▸ Supplied material

□ □ □ □ □ □ □

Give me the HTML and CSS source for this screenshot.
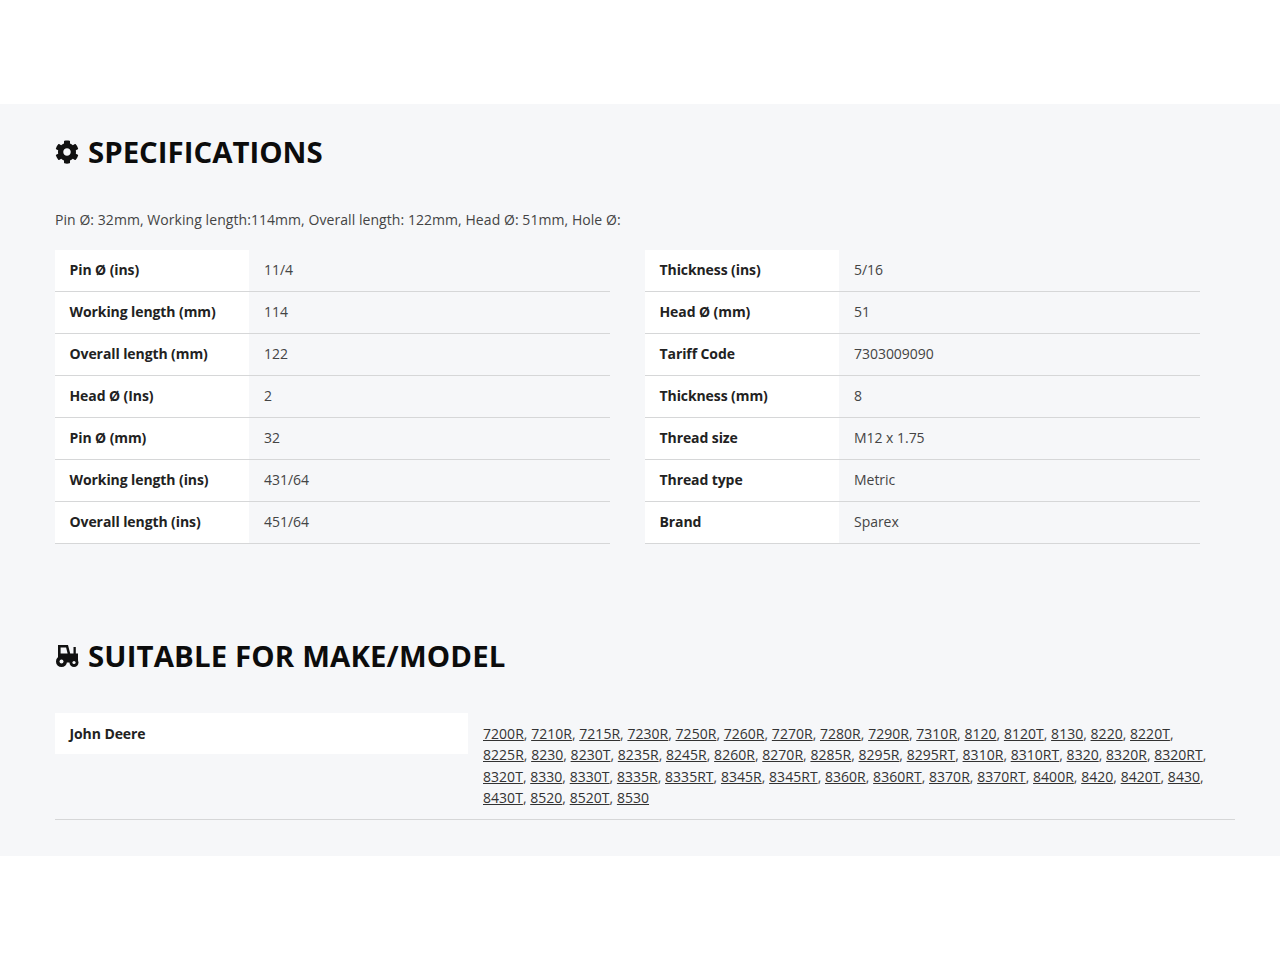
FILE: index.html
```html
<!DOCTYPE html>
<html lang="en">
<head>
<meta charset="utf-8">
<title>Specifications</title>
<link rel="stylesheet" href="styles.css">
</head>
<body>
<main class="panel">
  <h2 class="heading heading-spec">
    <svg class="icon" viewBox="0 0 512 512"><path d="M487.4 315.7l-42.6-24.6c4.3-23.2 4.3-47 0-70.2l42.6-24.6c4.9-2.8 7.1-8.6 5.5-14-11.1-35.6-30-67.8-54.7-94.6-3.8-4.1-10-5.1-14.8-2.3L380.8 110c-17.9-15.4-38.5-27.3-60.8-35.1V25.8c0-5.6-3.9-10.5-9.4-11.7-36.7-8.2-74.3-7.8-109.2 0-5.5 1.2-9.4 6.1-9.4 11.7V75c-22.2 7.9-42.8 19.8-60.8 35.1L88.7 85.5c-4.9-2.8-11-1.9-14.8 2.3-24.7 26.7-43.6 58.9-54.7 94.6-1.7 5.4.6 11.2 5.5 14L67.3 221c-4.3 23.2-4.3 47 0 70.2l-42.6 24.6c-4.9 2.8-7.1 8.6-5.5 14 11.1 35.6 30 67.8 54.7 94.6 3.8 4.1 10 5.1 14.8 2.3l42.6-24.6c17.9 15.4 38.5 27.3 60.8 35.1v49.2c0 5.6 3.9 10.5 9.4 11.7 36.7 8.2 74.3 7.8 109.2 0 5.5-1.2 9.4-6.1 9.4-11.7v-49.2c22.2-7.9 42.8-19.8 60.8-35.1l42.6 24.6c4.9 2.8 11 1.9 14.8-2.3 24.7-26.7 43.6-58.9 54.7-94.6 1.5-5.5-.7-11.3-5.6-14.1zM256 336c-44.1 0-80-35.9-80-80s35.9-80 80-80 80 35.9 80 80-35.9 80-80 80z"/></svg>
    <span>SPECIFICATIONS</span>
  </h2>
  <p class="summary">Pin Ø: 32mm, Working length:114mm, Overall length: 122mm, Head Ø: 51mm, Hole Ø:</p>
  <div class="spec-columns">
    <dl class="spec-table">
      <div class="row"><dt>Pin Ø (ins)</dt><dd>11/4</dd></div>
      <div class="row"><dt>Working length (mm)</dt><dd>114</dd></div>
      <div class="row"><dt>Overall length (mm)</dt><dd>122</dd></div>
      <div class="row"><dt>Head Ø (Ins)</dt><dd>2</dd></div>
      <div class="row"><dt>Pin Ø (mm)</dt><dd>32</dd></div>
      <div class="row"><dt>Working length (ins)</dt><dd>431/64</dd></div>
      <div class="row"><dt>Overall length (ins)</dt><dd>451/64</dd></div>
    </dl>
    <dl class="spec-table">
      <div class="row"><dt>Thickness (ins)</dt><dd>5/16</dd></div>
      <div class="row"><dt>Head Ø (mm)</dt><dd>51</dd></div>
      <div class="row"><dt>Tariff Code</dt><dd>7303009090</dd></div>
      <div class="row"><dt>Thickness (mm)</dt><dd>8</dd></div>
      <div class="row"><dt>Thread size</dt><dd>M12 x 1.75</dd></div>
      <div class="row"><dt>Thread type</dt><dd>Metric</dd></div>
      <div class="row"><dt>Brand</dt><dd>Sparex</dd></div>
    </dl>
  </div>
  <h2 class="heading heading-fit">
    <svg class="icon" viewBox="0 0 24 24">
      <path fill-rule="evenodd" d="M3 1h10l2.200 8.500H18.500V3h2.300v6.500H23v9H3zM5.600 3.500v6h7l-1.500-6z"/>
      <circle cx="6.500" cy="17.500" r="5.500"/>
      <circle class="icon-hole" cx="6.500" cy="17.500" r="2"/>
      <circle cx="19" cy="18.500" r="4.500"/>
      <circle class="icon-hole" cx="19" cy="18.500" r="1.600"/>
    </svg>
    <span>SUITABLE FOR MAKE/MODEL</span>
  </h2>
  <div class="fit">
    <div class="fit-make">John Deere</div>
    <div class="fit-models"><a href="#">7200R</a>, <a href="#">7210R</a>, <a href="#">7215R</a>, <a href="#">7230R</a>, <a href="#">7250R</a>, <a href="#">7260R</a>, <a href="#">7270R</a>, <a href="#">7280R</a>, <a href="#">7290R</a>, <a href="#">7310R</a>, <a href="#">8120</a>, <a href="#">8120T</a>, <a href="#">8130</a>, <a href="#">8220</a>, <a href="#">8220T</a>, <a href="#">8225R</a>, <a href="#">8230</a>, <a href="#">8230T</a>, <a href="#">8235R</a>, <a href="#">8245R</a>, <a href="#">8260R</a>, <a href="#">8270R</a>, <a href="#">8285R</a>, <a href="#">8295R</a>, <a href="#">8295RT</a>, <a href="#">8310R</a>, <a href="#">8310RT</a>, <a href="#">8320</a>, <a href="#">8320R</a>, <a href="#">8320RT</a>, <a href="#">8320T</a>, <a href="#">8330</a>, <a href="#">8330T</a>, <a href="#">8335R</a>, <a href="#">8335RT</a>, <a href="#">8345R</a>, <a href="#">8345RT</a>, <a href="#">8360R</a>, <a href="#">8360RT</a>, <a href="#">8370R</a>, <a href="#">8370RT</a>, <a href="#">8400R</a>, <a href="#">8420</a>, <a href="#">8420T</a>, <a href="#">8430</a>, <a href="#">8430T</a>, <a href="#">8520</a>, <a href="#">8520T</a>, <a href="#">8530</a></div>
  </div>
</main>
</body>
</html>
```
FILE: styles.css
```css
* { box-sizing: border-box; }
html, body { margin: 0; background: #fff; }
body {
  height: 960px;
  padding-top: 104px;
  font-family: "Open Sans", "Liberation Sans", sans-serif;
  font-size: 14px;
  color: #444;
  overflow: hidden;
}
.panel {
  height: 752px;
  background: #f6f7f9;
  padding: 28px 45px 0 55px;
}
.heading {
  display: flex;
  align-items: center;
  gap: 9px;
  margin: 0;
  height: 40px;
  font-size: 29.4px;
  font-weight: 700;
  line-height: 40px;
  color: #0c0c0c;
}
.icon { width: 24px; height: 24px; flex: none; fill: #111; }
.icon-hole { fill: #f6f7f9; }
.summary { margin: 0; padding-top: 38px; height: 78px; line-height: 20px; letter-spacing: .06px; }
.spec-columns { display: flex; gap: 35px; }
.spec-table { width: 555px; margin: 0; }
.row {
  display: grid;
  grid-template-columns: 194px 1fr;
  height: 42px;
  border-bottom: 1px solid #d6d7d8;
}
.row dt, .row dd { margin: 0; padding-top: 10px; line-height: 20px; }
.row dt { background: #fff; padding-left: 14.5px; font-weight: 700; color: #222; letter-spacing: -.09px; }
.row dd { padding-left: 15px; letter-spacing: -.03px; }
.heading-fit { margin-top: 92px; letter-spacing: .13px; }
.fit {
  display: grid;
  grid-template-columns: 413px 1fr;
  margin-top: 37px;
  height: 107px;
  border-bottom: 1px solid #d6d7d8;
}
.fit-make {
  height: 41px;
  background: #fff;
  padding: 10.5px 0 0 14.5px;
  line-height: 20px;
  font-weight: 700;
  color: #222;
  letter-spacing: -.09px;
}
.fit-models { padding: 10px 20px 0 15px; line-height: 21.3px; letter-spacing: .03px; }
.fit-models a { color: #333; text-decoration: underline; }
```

□ □ □ □ □ □ □

▸ Task requirements
Write out the whole listing exactly, and drop the pictures.

▸ Written response
Give me the HTML and CSS source for this screenshot.
FILE: index.html
```html
<!DOCTYPE html>
<html lang="en">
<head>
<meta charset="utf-8">
<title>Specifications</title>
<link rel="stylesheet" href="styles.css">
</head>
<body>
<main class="panel">
  <h2 class="heading heading-spec">
    <svg class="icon" viewBox="0 0 512 512"><path d="M487.4 315.7l-42.6-24.6c4.3-23.2 4.3-47 0-70.2l42.6-24.6c4.9-2.8 7.1-8.6 5.5-14-11.1-35.6-30-67.8-54.7-94.6-3.8-4.1-10-5.1-14.8-2.3L380.8 110c-17.9-15.4-38.5-27.3-60.8-35.1V25.8c0-5.6-3.9-10.5-9.4-11.7-36.7-8.2-74.3-7.8-109.2 0-5.5 1.2-9.4 6.1-9.4 11.7V75c-22.2 7.9-42.8 19.8-60.8 35.1L88.7 85.5c-4.9-2.8-11-1.9-14.8 2.3-24.7 26.7-43.6 58.9-54.7 94.6-1.7 5.4.6 11.2 5.5 14L67.3 221c-4.3 23.2-4.3 47 0 70.2l-42.6 24.6c-4.9 2.8-7.1 8.6-5.5 14 11.1 35.6 30 67.8 54.7 94.6 3.8 4.1 10 5.1 14.8 2.3l42.6-24.6c17.9 15.4 38.5 27.3 60.8 35.1v49.2c0 5.6 3.9 10.5 9.4 11.7 36.7 8.2 74.3 7.8 109.2 0 5.5-1.2 9.4-6.1 9.4-11.7v-49.2c22.2-7.9 42.8-19.8 60.8-35.1l42.6 24.6c4.9 2.8 11 1.9 14.8-2.3 24.7-26.7 43.6-58.9 54.7-94.6 1.5-5.5-.7-11.3-5.6-14.1zM256 336c-44.1 0-80-35.9-80-80s35.9-80 80-80 80 35.9 80 80-35.9 80-80 80z"/></svg>
    <span>SPECIFICATIONS</span>
  </h2>
  <p class="summary">Pin Ø: 32mm, Working length:114mm, Overall length: 122mm, Head Ø: 51mm, Hole Ø:</p>
  <div class="spec-columns">
    <dl class="spec-table">
      <div class="row"><dt>Pin Ø (ins)</dt><dd>11/4</dd></div>
      <div class="row"><dt>Working length (mm)</dt><dd>114</dd></div>
      <div class="row"><dt>Overall length (mm)</dt><dd>122</dd></div>
      <div class="row"><dt>Head Ø (Ins)</dt><dd>2</dd></div>
      <div class="row"><dt>Pin Ø (mm)</dt><dd>32</dd></div>
      <div class="row"><dt>Working length (ins)</dt><dd>431/64</dd></div>
      <div class="row"><dt>Overall length (ins)</dt><dd>451/64</dd></div>
    </dl>
    <dl class="spec-table">
      <div class="row"><dt>Thickness (ins)</dt><dd>5/16</dd></div>
      <div class="row"><dt>Head Ø (mm)</dt><dd>51</dd></div>
      <div class="row"><dt>Tariff Code</dt><dd>7303009090</dd></div>
      <div class="row"><dt>Thickness (mm)</dt><dd>8</dd></div>
      <div class="row"><dt>Thread size</dt><dd>M12 x 1.75</dd></div>
      <div class="row"><dt>Thread type</dt><dd>Metric</dd></div>
      <div class="row"><dt>Brand</dt><dd>Sparex</dd></div>
    </dl>
  </div>
  <h2 class="heading heading-fit">
    <svg class="icon" viewBox="0 0 24 24">
      <path fill-rule="evenodd" d="M3 1h10l2.200 8.500H18.500V3h2.300v6.500H23v9H3zM5.600 3.500v6h7l-1.500-6z"/>
      <circle cx="6.500" cy="17.500" r="5.500"/>
      <circle class="icon-hole" cx="6.500" cy="17.500" r="2"/>
      <circle cx="19" cy="18.500" r="4.500"/>
      <circle class="icon-hole" cx="19" cy="18.500" r="1.600"/>
    </svg>
    <span>SUITABLE FOR MAKE/MODEL</span>
  </h2>
  <div class="fit">
    <div class="fit-make">John Deere</div>
    <div class="fit-models"><a href="#">7200R</a>, <a href="#">7210R</a>, <a href="#">7215R</a>, <a href="#">7230R</a>, <a href="#">7250R</a>, <a href="#">7260R</a>, <a href="#">7270R</a>, <a href="#">7280R</a>, <a href="#">7290R</a>, <a href="#">7310R</a>, <a href="#">8120</a>, <a href="#">8120T</a>, <a href="#">8130</a>, <a href="#">8220</a>, <a href="#">8220T</a>, <a href="#">8225R</a>, <a href="#">8230</a>, <a href="#">8230T</a>, <a href="#">8235R</a>, <a href="#">8245R</a>, <a href="#">8260R</a>, <a href="#">8270R</a>, <a href="#">8285R</a>, <a href="#">8295R</a>, <a href="#">8295RT</a>, <a href="#">8310R</a>, <a href="#">8310RT</a>, <a href="#">8320</a>, <a href="#">8320R</a>, <a href="#">8320RT</a>, <a href="#">8320T</a>, <a href="#">8330</a>, <a href="#">8330T</a>, <a href="#">8335R</a>, <a href="#">8335RT</a>, <a href="#">8345R</a>, <a href="#">8345RT</a>, <a href="#">8360R</a>, <a href="#">8360RT</a>, <a href="#">8370R</a>, <a href="#">8370RT</a>, <a href="#">8400R</a>, <a href="#">8420</a>, <a href="#">8420T</a>, <a href="#">8430</a>, <a href="#">8430T</a>, <a href="#">8520</a>, <a href="#">8520T</a>, <a href="#">8530</a></div>
  </div>
</main>
</body>
</html>
```
FILE: styles.css
```css
* { box-sizing: border-box; }
html, body { margin: 0; background: #fff; }
body {
  height: 960px;
  padding-top: 104px;
  font-family: "Open Sans", "Liberation Sans", sans-serif;
  font-size: 14px;
  color: #444;
  overflow: hidden;
}
.panel {
  height: 752px;
  background: #f6f7f9;
  padding: 28px 45px 0 55px;
}
.heading {
  display: flex;
  align-items: center;
  gap: 9px;
  margin: 0;
  height: 40px;
  font-size: 29.4px;
  font-weight: 700;
  line-height: 40px;
  color: #0c0c0c;
}
.icon { width: 24px; height: 24px; flex: none; fill: #111; }
.icon-hole { fill: #f6f7f9; }
.summary { margin: 0; padding-top: 38px; height: 78px; line-height: 20px; letter-spacing: .06px; }
.spec-columns { display: flex; gap: 35px; }
.spec-table { width: 555px; margin: 0; }
.row {
  display: grid;
  grid-template-columns: 194px 1fr;
  height: 42px;
  border-bottom: 1px solid #d6d7d8;
}
.row dt, .row dd { margin: 0; padding-top: 10px; line-height: 20px; }
.row dt { background: #fff; padding-left: 14.5px; font-weight: 700; color: #222; letter-spacing: -.09px; }
.row dd { padding-left: 15px; letter-spacing: -.03px; }
.heading-fit { margin-top: 92px; letter-spacing: .13px; }
.fit {
  display: grid;
  grid-template-columns: 413px 1fr;
  margin-top: 37px;
  height: 107px;
  border-bottom: 1px solid #d6d7d8;
}
.fit-make {
  height: 41px;
  background: #fff;
  padding: 10.5px 0 0 14.5px;
  line-height: 20px;
  font-weight: 700;
  color: #222;
  letter-spacing: -.09px;
}
.fit-models { padding: 10px 20px 0 15px; line-height: 21.3px; letter-spacing: .03px; }
.fit-models a { color: #333; text-decoration: underline; }
```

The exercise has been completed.